'Intuitive' difference between Markov Property and Strong Markov Property

Question

It seems that similar questions have come up a few times regarding this, but I'm struggling to understand the answers.

My question is a bit more basic, can the difference between the strong markov property and the ordinary markov property be intuited by saying:

"the markov property implies that a markov chain restarts after every iteration of the transition matrix. By contrast, the strong markov property just says that the markov chain restarts after a certain number of iterations given by a hitting time T"?

Moreover, would this imply that with a normal markov property a single transition matrix will be enough to specify the chain, whereas if we only have the strong property we may need T different transition matrices?

Thanks everyone!

Answer 1

A stochastic process has the Markov property if the probabilistic behaviour of the chain in the future depends only on its present value and discards its past behaviour.

The strong Markov property is based on the same concept except that the time, say $T$, that the present refers to is a random quantity with some special properties.

$T$ is called stopping time and it is a random variable taking values in $\{0,1,2,\ldots\}$ such that any value $T=n$ can be determined completely by the values of the chain, $X_0,X_1,\ldots ,X_n$, up to time $n$.

A very simple example is when you throw a coin and you want to stop when you reach $T=n$ heads. $T=n$ is completely determined by the values of the sequence of the previous tosses. Of course, $T$ is random.

The strong Markov property goes as follows. If $T$ is a stopping time, for $m\geq 1$

$$P(X_{T+m}=j\mid X_k=x_k,\;0\leq k <T;\;X_T=i)=P(X_{T+m}=j\mid X_T=i)$$

So conditionally on $X_T=i$ the chain again discards whatever happened previously to time $T$.

In order to determine the(unconditional) probabilistic behaviour of a(homogeneous) Markov chain at time $n$ one needs to know the one step transition matrix and the marginal behaviour of $X$ at a previous time point, call it $t=0$ without loss of generality. ie one should know $P(X_1=j\mid X_0=i)$ and $P(X_0)$.

Answer 2

Here's an intuitive explanation of the strong Markov property, without the formalism:

If you define a random variable describing some aspect of a Markov chain at a given time, it is possible that your definition encodes information about the future of the chain over and above that specified by the transition matrix and previous values. That is, looking into the future is necessary to determine if your random variable's definition is being met. Random variables with the strong Markov property are those which don't do this.

For example, if you have a random walk on the integers, with a bias towards taking positive steps, you can define a random variable as the last time an integer is ever visited by the chain. This encodes information about the future over and above that given by the previous values of the chain and the transition probabilities, namely that you never get back to the integer given in the definition. Such a random variable does not have the strong Markov property.

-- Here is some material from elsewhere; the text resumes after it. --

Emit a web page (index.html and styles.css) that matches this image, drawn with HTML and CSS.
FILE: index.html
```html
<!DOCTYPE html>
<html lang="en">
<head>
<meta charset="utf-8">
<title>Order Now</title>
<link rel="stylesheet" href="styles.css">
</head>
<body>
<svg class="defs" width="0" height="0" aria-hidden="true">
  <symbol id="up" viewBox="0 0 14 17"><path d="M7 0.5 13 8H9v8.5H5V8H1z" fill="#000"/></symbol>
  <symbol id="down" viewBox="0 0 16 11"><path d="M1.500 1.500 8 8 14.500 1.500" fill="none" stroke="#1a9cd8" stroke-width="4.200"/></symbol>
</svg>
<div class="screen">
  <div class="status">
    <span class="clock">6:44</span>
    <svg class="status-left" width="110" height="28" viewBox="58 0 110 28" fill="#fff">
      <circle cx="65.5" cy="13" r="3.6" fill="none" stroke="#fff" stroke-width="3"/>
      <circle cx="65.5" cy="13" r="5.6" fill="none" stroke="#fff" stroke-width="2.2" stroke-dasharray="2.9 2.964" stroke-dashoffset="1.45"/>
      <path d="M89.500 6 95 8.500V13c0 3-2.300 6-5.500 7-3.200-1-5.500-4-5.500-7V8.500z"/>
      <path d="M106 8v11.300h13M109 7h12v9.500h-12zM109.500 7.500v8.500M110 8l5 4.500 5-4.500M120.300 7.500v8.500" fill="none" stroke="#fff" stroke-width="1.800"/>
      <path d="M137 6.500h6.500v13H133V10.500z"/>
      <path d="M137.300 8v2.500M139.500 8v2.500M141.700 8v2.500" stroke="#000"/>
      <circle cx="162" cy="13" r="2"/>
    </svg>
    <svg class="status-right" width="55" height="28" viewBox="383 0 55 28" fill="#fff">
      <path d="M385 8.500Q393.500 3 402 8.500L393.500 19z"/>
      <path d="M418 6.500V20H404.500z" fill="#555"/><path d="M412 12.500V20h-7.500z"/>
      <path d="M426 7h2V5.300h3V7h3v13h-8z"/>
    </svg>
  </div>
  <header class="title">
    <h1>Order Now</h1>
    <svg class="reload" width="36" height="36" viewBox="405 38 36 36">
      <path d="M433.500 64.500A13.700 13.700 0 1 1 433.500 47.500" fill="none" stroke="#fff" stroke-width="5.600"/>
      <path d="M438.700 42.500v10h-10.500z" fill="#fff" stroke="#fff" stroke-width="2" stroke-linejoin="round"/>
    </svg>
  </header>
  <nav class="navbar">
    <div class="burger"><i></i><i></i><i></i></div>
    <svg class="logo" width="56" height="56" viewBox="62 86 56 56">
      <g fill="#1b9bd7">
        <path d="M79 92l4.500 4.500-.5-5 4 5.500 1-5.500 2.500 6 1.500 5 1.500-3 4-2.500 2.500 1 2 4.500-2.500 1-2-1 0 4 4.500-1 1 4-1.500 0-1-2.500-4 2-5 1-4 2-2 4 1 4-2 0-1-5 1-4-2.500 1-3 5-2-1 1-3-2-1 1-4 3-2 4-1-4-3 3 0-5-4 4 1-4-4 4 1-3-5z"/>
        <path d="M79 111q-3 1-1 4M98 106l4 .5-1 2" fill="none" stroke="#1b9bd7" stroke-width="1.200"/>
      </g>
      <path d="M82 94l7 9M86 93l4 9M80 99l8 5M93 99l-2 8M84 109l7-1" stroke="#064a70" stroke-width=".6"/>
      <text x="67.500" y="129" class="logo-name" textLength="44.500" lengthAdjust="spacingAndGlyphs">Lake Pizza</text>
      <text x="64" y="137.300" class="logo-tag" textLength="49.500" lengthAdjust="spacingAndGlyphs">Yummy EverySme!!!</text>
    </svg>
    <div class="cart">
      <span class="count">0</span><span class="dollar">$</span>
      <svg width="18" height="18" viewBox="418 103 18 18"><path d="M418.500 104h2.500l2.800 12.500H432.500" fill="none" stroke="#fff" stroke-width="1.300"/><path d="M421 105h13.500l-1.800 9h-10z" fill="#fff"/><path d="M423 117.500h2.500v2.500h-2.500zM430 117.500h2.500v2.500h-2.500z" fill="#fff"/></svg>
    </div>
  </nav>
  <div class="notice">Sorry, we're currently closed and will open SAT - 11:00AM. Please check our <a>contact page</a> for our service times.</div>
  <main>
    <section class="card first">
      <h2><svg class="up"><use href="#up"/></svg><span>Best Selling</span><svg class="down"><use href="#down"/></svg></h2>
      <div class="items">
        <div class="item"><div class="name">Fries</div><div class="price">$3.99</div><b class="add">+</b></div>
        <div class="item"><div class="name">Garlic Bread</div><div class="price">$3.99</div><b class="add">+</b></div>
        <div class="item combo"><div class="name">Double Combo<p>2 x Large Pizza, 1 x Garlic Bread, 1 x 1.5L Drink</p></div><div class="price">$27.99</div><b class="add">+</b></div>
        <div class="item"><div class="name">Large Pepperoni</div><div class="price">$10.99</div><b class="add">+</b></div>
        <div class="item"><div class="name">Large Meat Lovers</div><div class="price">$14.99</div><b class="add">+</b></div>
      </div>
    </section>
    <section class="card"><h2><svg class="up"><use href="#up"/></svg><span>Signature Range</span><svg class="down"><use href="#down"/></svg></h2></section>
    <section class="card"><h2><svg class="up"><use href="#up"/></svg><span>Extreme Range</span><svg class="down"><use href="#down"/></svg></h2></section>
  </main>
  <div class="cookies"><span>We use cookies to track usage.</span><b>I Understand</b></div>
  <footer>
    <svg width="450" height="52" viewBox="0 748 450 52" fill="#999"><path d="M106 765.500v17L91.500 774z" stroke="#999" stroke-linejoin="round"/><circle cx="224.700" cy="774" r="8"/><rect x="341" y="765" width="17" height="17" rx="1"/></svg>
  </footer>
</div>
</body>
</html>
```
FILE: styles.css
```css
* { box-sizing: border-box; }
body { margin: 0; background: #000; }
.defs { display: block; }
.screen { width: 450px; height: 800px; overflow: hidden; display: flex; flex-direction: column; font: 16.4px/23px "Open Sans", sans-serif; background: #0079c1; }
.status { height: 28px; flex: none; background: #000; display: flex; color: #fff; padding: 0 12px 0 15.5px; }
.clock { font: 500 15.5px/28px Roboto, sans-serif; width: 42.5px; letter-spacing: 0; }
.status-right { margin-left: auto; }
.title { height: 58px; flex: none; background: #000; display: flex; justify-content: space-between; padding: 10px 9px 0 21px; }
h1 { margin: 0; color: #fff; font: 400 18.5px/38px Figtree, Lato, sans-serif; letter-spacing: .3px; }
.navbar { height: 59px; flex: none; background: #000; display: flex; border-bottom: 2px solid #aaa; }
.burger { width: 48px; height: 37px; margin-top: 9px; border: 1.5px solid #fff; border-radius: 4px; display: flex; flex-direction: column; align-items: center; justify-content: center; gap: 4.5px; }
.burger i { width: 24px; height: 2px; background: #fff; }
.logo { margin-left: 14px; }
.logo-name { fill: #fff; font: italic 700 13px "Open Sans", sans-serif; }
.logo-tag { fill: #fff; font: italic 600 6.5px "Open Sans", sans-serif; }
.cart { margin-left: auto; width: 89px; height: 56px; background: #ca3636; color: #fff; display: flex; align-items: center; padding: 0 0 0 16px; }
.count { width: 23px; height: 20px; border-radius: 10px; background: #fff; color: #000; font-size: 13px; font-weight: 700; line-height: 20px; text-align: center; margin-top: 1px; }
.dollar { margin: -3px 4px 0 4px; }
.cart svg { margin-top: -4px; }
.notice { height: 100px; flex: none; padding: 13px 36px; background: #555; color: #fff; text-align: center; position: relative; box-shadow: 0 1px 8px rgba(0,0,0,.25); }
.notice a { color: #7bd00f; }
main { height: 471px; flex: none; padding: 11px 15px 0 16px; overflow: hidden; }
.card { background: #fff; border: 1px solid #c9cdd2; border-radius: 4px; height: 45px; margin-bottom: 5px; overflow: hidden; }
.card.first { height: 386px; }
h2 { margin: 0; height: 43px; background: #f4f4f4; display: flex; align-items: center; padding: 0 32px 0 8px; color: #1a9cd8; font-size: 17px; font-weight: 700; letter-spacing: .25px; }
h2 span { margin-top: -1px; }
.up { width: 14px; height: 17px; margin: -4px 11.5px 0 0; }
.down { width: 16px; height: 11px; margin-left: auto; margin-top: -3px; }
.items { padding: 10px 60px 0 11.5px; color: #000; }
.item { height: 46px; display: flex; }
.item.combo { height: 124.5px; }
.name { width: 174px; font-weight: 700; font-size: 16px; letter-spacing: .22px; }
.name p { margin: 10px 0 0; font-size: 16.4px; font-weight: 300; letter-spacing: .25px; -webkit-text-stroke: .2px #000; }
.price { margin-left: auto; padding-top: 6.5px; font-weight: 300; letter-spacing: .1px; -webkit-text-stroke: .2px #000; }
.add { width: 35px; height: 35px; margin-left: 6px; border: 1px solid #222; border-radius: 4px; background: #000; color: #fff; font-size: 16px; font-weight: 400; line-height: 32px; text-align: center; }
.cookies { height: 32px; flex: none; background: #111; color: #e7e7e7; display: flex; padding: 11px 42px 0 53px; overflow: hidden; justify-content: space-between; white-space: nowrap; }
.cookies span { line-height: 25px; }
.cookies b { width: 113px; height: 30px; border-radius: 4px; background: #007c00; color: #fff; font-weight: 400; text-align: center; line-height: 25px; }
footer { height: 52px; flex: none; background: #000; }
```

So with regards to your two questions:

1) The strong Markov property states that after a random variable has been observed which was defined without encoding information about the future, the chain effectively restarts at the observed state. (I'm not sure if this was exactly what you were getting at.)

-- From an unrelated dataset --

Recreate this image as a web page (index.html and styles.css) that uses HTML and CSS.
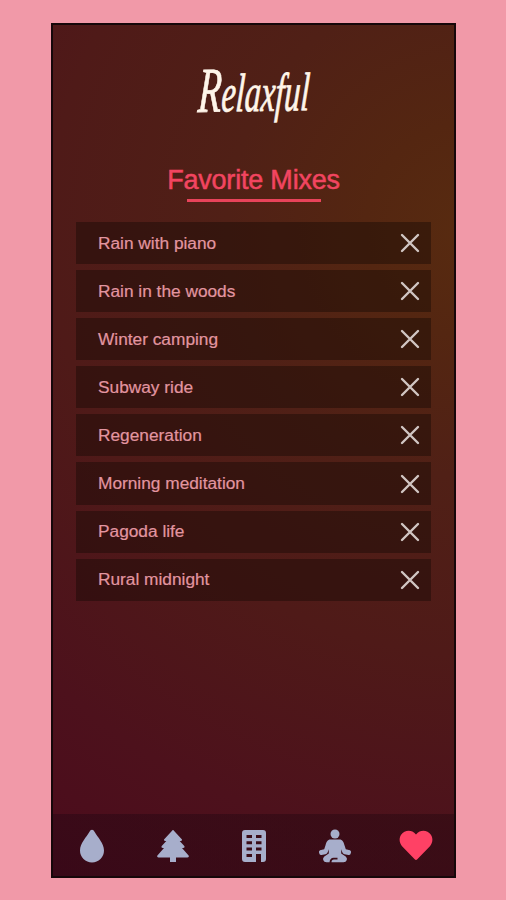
FILE: index.html
```html
<!DOCTYPE html>
<html lang="en">
<head>
<meta charset="utf-8">
<title>Relaxful</title>
<link rel="stylesheet" href="styles.css">
</head>
<body>
<svg class="defs" width="0" height="0"><symbol id="close" viewBox="0 0 20 20"><path d="M2 2L18 18M18 2L2 18" fill="none" stroke="currentColor" stroke-width="2.4" stroke-linecap="round"/></symbol></svg>
<main class="phone">
<header class="brand"><span class="logo"><span class="initial">R</span>elaxful</span></header>
<h1 class="title">Favorite Mixes</h1>
<ul class="mixes">
<li class="mix"><span>Rain with piano</span><svg class="close"><use href="#close"/></svg></li>
<li class="mix"><span>Rain in the woods</span><svg class="close"><use href="#close"/></svg></li>
<li class="mix"><span>Winter camping</span><svg class="close"><use href="#close"/></svg></li>
<li class="mix"><span>Subway ride</span><svg class="close"><use href="#close"/></svg></li>
<li class="mix"><span>Regeneration</span><svg class="close"><use href="#close"/></svg></li>
<li class="mix"><span>Morning meditation</span><svg class="close"><use href="#close"/></svg></li>
<li class="mix"><span>Pagoda life</span><svg class="close"><use href="#close"/></svg></li>
<li class="mix"><span>Rural midnight</span><svg class="close"><use href="#close"/></svg></li>
</ul>
<nav class="tabs">
<svg class="tab" viewBox="0 0 34 34"><path d="M17 .8C18.300 .8 18.800 1.600 19.500 2.800C22.500 8 29 14.500 29 21.500A12 11.900 0 0 1 5 21.500C5 14.500 11.500 8 14.500 2.800C15.200 1.600 15.700 .8 17 .8Z"/></svg>
<svg class="tab" viewBox="0 0 34 34"><path d="M17 .7L26 10.600Q26.500 12 24.800 12H23.700L28.500 17.300Q29 19 27.200 19H26L32.800 26.700Q33.300 28.500 31.500 28.500H20V33H14V28.500H2.500Q.7 28.500 1.200 26.700L8 19H6.800Q5 19 5.500 17.300L10.300 12H9.200Q7.500 12 8 10.600Z"/></svg>
<svg class="tab" viewBox="0 0 34 34"><path fill-rule="evenodd" d="M8 1H26Q29 1 29 4V30Q29 33 26 33H24V25H19V33H8Q5 33 5 30V4Q5 1 8 1ZM9.500 6V9H15V6ZM19 6V9H24.500V6ZM9.500 12.300V15.300H15V12.300ZM19 12.300V15.300H24.500V12.300ZM9.500 18.600V21.600H15V18.600ZM19 18.600V21.600H24.500V18.600ZM9.500 25V28H15V25Z"/></svg>
<svg class="tab" viewBox="0 0 34 34"><circle cx="17" cy="5" r="4.500"/><path d="M12.500 10.500H21.500C24.500 10.500 25.700 13 26.400 16L27.800 20.300L32 21.300Q33.400 22 33 23.500L32.400 25.200Q32 26.200 30.500 26L26.500 25.200Q24.700 24.800 24.200 23L23.200 20.300V24.500L27.700 27.500Q29.500 29 28.800 31Q28 33.300 25.500 33.300H13.500Q13.500 30.500 16 30.500H19.500V28.800H15.500Q12 28.800 11.500 33.300H8.500Q6 33.300 5.200 31Q4.500 29 6.300 27.500L10.800 24.500V20.300L9.800 23Q9.300 24.800 7.500 25.200L3.500 26Q2 26.200 1.600 25.200L1 23.500Q.6 22 2 21.300L6.200 20.300L7.600 16C8.300 13 9.500 10.500 12.500 10.500Z"/></svg>
<svg class="tab active" viewBox="0 0 34 34"><path d="M17 5.500C12-.3 5.200 1.700 2.300 5.500C-.5 9.500 .4 14.500 3.300 17.500L15.700 30.300Q17 31.700 18.300 30.300L30.700 17.500C33.600 14.500 34.500 9.500 31.700 5.500C28.800 1.700 22 -.3 17 5.500Z"/></svg>
</nav>
</main>
</body>
</html>
```
FILE: styles.css
```css
* { box-sizing: border-box; }
body {
  margin: 0;
  height: 900px;
  padding: 23px 50px 22px 51px;
  background: #f199a8;
  font-family: "Liberation Sans", Arial, sans-serif;
  overflow: hidden;
}
.defs { display: block; }
.phone {
  height: 855px;
  border: 2px solid #16070a;
  display: flex;
  flex-direction: column;
  background: radial-gradient(circle at 105% 24%, #582b10 0, #542611 14%, #502016 32%, #4f1a18 55%, #4d111c 80%, #4b0b1c 100%);
}
.brand {
  height: 137px;
  display: flex;
  justify-content: center;
  padding-top: 33px;
}
.logo {
  width: 200px;
  height: 70px;
  font: italic 54px/70px "Liberation Serif", serif;
  color: #fff5e9;
  -webkit-text-stroke: 0.8px #fff5e9;
  transform: rotate(-1deg) scaleX(.6) skewX(-7deg);
  text-align: center;
  white-space: nowrap;
}
.initial { font-size: 64px; line-height: 60px; }
.title {
  align-self: center;
  margin: 0;
  height: 60px;
  color: #f24560;
  font-size: 27px;
  font-weight: 400;
  line-height: 36px;
  letter-spacing: -.2px;
  -webkit-text-stroke: .5px #f24560;
}
.title::after {
  content: "";
  display: block;
  width: 134px;
  height: 3px;
  margin: 1px auto 0;
  background: #e8435a;
}
.mixes {
  display: flex;
  flex-direction: column;
  gap: 6px;
  list-style: none;
  margin: 0;
  padding: 0 23px;
}
.mix {
  height: 42.1px;
  padding: 0 11px 0 22px;
  display: flex;
  align-items: center;
  justify-content: space-between;
  background: rgba(20, 10, 5, .43);
  color: #e295a0;
  font-size: 17.3px;
  -webkit-text-stroke: .2px #e295a0;
}
.close { width: 20px; height: 20px; color: #d1c6c3; }
.tabs {
  height: 62px;
  margin-top: auto;
  padding: 2px 21px 0 22px;
  display: flex;
  align-items: center;
  justify-content: space-between;
  background: linear-gradient(90deg, rgba(30, 5, 18, .4), rgba(40, 8, 16, .5));
}
.tab { width: 34px; height: 34px; fill: #a7aecb; }
.tab.active { fill: #ff4165; }
```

2) If you define a variable for which the strong Markov property does not hold, and you know it's value, you could use this knowledge to get a better estimate of the future state visitations than if you relied on the transition matrix and current observations alone. The chain is still governed by its transition matrix and you don't need more of them to describe it, but you would have more information than if your variable was strongly Markovian.